18 July 2008 - 04H32
- rebels - Yemen

Yemeni president claims revolt is over
Although Yemeni President Ali Abdullah Saleh said a Shia revolt in northern Yemen had ended, military sources said the Houthi rebels had seized a village in the troubled area and fighting was still raging.

Yemeni President Ali Abdullah Saleh said on Thursday that a Shiite revolt in the country's northwest was over, but military sources said the rebels had seized a village in the area and there had been clashes in the past 24 hours.
  
Military and local sources said at least 19 people, including a local official and 12 soldiers, were killed in a series of ambushes and clashes on Wednesday.
  
"The war in Saada province ended three days ago, and God willing, it will not resume," Saleh said, referring to the four-year-old rebellion in which thousands of people have died.
  
"We had victims because of extremism, ignorance and backwardness," he added.
  
Saleh, 66, made his comments during the launch of a programme of youth summer activities as he marked his 30th year at the helm.
  
He first took power in 1978 as leader of the then North Yemen and steered the country to reunification in 1990 as the communist south's sponsor, the Soviet Union, headed for collapse.
  
The mountainous Saada province on the border with Saudi Arabia has been the heartland of the on-off uprising launched by Zaidi Shiite rebels in 2004.
  
Less than an hour after Saleh made his remarks, military sources in the province told AFP that the rebels launched an assault on the village of Mahza, east of the town of Saada, and had seized the locality.
  
On Wednesday, the defence ministry said a local council official and his two bodyguards were killed in Al-Jawf province, southeast of Saada.
  
Tribal sources said armed tribesmen retaliated by attacking the rebels, killing a local rebel commander.
  
Local sources in Saada said 12 soldiers were killed during clashes with rebels on Wednesday. A local security official was wounded and three of his aides were killed when a landmine exploded in Amran province, south of Saada.
  
The rebels are fighting to restore the Zaidi imamate which was overthrown in a 1962 republican coup.
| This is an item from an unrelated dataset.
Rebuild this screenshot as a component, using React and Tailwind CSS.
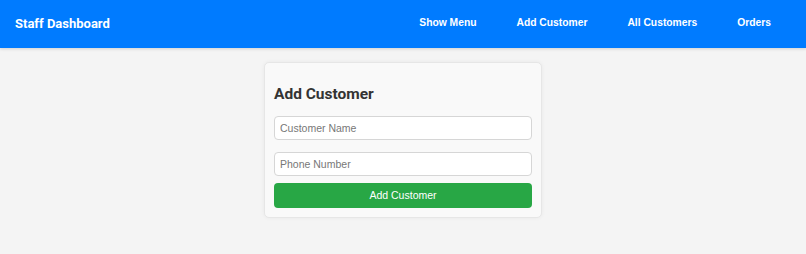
export default function App() {
  return (
    <div className="min-h-[254px] bg-[#f4f4f4] font-['Liberation_Sans',Arial,sans-serif]">
      <header className="flex h-[48px] items-center justify-between bg-[#007bff] pl-[15px] pr-[35px] shadow-[0_1px_3px_rgba(0,0,0,0.15)]">
        <h1 className="font-['Roboto',sans-serif] text-[13px] font-bold text-white">Staff Dashboard</h1>
        <nav className="-mt-[2px] flex gap-[40px] text-[10.3px] font-bold text-white">
          <a href="#">Show Menu</a>
          <a href="#">Add Customer</a>
          <a href="#">All Customers</a>
          <a href="#">Orders</a>
        </nav>
      </header>

      <main className="flex justify-center pt-[14px]">
        <div className="w-[278px] rounded-[5px] border border-[#e6e6e6] bg-[#f9f9f9] px-[9px] pt-[10px] pb-[9px] shadow-[0_0_4px_rgba(0,0,0,0.05)]">
          <h2 className="my-[11px] font-['Roboto',sans-serif] text-[15.5px] leading-[21px] font-bold text-[#333]">
            Add Customer
          </h2>
          <input
            type="text"
            placeholder="Customer Name"
            className="block h-[24px] w-full rounded-[4px] border border-[#d6d6d6] bg-white px-[5px] text-[10.5px] placeholder:text-[#777] outline-none"
          />
          <input
            type="text"
            placeholder="Phone Number"
            className="mt-[12px] block h-[24px] w-full rounded-[4px] border border-[#d6d6d6] bg-white px-[5px] text-[10.5px] placeholder:text-[#777] outline-none"
          />
          <button className="mt-[7px] block h-[25px] w-full rounded-[4px] bg-[#28a745] text-[10.5px] text-white">
            Add Customer
          </button>
        </div>
      </main>
    </div>
  )
}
An offshoot of Shiite Islam, Zaidis are a minority in mainly Sunni Yemen but the majority in the northwest.
  
Saleh is himself a Zaidi but the rebels reject his regime as illegitimate.
  
The two sides signed a Qatari-brokered peace deal in June 2007, but there has been repeated wrangling about its implementation. In February they met again in Qatar to revive the deal.
  
The accord requires the government to release rebel prisoners, dismantle roadblocks and withdraw troops from areas of Saada province in return for rebel disarmament.
  
Each side has accused the other of reneging on the deal.